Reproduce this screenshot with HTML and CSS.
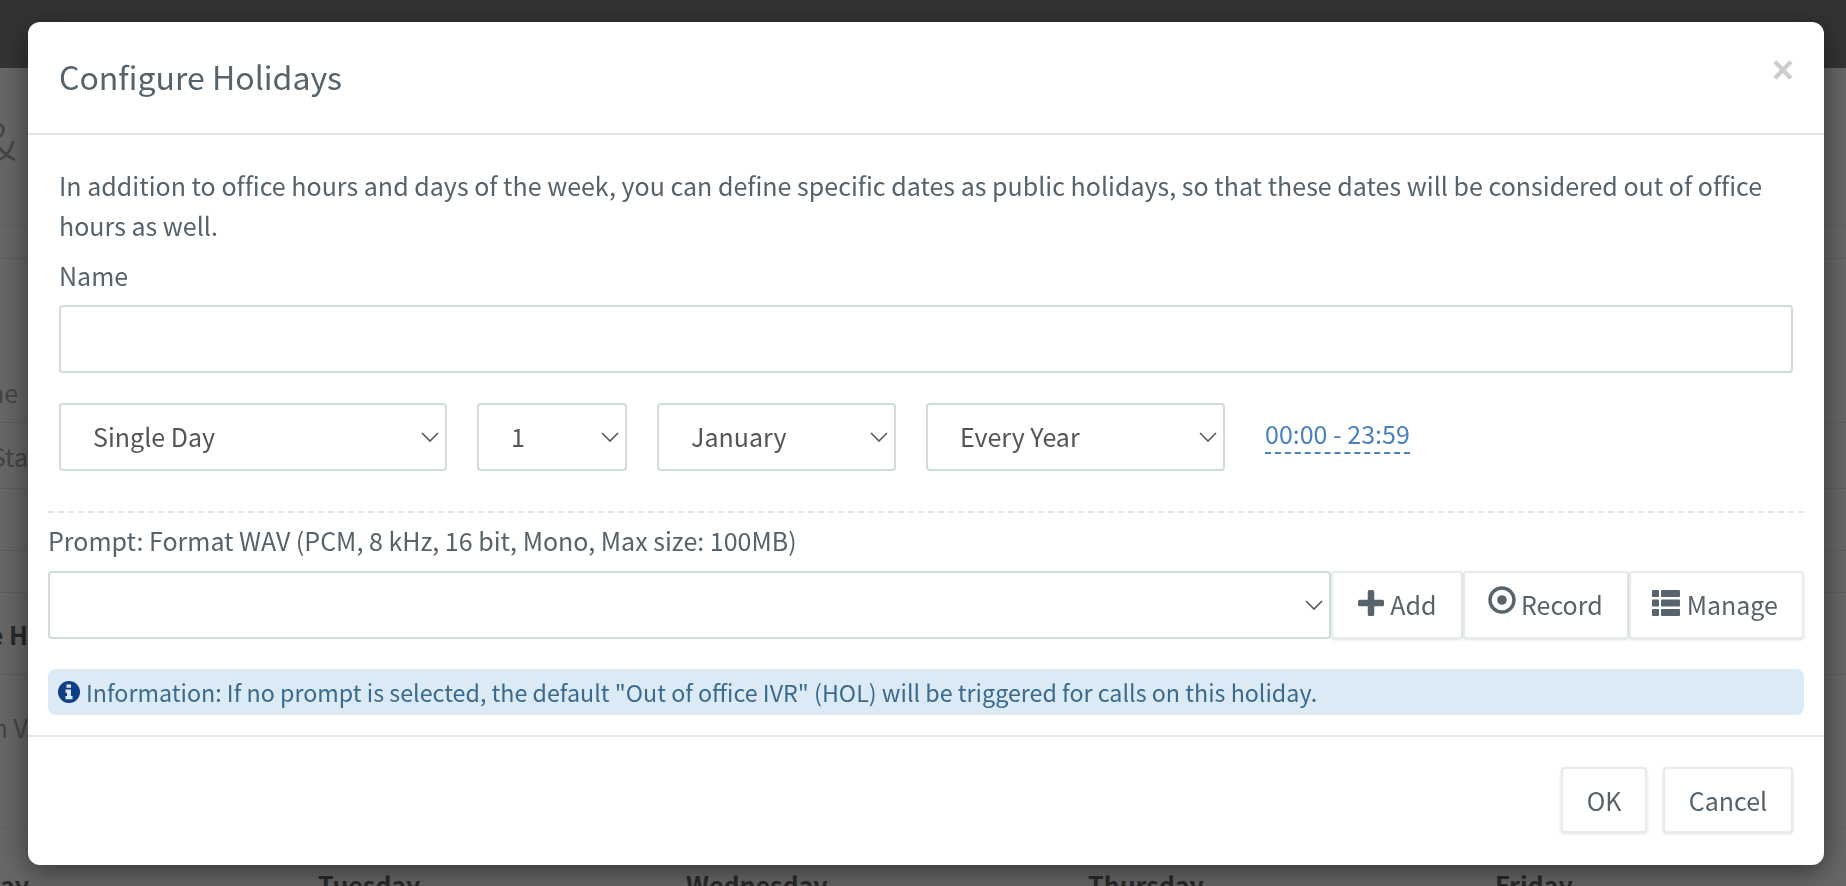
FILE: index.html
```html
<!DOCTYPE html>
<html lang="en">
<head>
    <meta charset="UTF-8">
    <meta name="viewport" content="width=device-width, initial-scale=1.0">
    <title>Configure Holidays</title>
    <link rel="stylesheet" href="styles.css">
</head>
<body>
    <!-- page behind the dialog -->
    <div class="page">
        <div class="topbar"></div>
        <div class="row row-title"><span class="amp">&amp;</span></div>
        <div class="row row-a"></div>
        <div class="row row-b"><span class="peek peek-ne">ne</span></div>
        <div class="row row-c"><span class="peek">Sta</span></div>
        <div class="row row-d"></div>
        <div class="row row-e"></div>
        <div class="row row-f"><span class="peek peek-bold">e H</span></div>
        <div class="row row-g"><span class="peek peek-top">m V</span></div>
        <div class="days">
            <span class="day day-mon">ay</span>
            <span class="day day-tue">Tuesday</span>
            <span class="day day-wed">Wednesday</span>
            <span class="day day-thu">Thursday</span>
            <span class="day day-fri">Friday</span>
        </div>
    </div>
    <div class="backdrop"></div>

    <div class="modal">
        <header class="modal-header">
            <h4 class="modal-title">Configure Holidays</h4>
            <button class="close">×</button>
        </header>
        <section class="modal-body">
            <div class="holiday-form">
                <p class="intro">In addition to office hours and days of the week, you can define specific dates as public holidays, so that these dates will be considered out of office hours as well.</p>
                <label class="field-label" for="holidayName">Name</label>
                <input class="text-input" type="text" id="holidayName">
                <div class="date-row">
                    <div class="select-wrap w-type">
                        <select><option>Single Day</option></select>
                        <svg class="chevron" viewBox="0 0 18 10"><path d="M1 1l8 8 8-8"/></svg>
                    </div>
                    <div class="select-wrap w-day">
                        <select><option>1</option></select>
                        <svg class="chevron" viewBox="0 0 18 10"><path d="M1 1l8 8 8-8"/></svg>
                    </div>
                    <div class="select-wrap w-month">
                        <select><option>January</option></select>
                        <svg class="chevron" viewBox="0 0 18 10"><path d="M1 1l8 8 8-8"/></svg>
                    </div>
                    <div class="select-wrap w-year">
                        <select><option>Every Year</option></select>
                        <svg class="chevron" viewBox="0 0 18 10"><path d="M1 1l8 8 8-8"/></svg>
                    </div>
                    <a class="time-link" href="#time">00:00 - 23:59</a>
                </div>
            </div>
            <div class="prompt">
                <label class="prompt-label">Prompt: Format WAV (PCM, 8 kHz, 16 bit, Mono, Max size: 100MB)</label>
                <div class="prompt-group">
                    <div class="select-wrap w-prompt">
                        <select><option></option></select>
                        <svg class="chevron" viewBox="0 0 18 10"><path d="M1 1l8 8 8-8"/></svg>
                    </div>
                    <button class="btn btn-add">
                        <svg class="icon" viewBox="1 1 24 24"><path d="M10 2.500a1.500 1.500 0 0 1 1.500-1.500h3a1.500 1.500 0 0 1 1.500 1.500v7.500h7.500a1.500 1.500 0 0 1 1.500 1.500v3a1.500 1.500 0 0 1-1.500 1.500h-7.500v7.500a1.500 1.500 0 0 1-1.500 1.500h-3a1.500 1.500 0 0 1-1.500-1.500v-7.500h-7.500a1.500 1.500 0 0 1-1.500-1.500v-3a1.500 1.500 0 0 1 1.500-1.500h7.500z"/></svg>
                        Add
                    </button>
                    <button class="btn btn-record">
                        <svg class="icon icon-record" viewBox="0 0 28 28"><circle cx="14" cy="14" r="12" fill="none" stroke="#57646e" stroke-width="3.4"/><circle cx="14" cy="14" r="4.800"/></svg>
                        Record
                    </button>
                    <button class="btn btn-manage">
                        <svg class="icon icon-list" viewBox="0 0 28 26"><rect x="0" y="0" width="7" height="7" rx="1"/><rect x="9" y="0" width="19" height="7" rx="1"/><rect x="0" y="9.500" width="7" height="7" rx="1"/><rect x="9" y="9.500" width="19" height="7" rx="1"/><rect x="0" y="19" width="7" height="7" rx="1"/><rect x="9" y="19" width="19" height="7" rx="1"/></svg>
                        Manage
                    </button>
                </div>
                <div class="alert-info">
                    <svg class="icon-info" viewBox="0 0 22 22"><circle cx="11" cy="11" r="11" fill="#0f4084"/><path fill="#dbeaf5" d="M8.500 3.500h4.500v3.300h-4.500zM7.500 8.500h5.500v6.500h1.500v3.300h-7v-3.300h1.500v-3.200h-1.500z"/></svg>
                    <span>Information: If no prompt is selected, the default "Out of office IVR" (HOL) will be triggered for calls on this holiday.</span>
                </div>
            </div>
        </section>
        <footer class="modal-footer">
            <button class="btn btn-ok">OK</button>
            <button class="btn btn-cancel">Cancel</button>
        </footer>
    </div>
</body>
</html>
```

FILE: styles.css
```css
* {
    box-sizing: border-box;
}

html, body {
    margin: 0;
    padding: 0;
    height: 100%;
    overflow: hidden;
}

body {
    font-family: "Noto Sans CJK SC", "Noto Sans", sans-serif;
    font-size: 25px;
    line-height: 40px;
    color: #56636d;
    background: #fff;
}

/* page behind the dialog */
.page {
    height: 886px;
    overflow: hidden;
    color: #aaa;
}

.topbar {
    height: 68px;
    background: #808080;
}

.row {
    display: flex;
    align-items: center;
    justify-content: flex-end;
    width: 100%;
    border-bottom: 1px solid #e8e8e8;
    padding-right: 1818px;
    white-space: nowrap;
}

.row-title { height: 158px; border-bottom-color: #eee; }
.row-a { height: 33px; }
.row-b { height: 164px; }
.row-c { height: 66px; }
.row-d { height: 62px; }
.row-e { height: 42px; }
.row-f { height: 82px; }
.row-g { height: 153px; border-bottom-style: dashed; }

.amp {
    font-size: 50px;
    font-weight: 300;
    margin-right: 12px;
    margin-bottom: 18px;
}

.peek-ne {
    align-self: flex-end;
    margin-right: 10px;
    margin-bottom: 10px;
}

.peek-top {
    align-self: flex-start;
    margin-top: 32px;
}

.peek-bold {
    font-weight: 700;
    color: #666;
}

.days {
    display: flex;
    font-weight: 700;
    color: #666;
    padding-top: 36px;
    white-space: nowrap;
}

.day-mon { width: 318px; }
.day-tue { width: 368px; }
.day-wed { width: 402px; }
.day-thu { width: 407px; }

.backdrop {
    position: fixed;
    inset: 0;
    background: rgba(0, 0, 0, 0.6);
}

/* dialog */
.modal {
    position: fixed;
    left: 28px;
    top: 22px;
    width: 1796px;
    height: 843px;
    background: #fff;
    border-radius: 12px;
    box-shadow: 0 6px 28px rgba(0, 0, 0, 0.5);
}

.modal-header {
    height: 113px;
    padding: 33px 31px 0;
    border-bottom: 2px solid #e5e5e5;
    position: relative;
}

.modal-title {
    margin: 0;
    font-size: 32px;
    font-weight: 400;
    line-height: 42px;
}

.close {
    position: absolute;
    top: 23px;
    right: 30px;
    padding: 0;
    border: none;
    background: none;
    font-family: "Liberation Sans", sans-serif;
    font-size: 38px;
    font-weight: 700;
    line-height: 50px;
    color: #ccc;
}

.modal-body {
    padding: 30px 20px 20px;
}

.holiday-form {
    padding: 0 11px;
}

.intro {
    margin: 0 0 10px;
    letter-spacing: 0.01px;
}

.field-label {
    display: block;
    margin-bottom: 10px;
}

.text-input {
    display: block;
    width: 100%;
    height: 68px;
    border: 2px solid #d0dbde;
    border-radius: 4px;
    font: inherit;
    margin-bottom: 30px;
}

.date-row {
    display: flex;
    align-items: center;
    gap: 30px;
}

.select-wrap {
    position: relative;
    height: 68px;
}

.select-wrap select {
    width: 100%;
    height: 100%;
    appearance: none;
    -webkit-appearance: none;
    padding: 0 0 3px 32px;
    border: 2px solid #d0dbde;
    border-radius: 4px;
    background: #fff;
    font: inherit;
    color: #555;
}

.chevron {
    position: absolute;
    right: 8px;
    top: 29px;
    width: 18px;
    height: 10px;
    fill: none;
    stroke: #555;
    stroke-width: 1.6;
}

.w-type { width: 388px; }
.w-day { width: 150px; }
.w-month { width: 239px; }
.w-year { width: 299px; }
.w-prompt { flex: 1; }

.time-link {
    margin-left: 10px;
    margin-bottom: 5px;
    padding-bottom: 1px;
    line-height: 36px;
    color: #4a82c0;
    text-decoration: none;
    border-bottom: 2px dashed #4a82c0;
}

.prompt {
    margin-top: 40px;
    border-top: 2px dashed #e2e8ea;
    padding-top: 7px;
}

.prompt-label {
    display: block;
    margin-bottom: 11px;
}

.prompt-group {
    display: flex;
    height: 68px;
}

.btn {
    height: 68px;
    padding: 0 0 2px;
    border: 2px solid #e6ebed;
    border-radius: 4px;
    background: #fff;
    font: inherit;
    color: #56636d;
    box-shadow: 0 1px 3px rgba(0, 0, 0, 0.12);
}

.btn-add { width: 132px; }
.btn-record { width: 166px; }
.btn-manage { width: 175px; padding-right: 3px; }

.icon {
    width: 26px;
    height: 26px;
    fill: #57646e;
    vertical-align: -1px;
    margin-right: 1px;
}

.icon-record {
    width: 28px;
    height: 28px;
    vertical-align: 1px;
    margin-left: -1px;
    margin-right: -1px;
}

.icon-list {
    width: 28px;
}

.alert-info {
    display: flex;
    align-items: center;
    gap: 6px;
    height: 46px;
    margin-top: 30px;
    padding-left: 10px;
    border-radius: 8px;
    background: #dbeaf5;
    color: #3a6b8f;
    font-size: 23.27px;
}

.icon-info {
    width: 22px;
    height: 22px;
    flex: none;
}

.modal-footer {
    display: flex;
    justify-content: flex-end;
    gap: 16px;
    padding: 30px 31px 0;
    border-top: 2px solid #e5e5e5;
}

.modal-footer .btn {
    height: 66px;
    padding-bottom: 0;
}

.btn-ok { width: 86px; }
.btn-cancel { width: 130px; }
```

⁂

**Task description**
Of the lines above, how many contain the word "this"? Provide the number and nothing else.

**Correct response**
2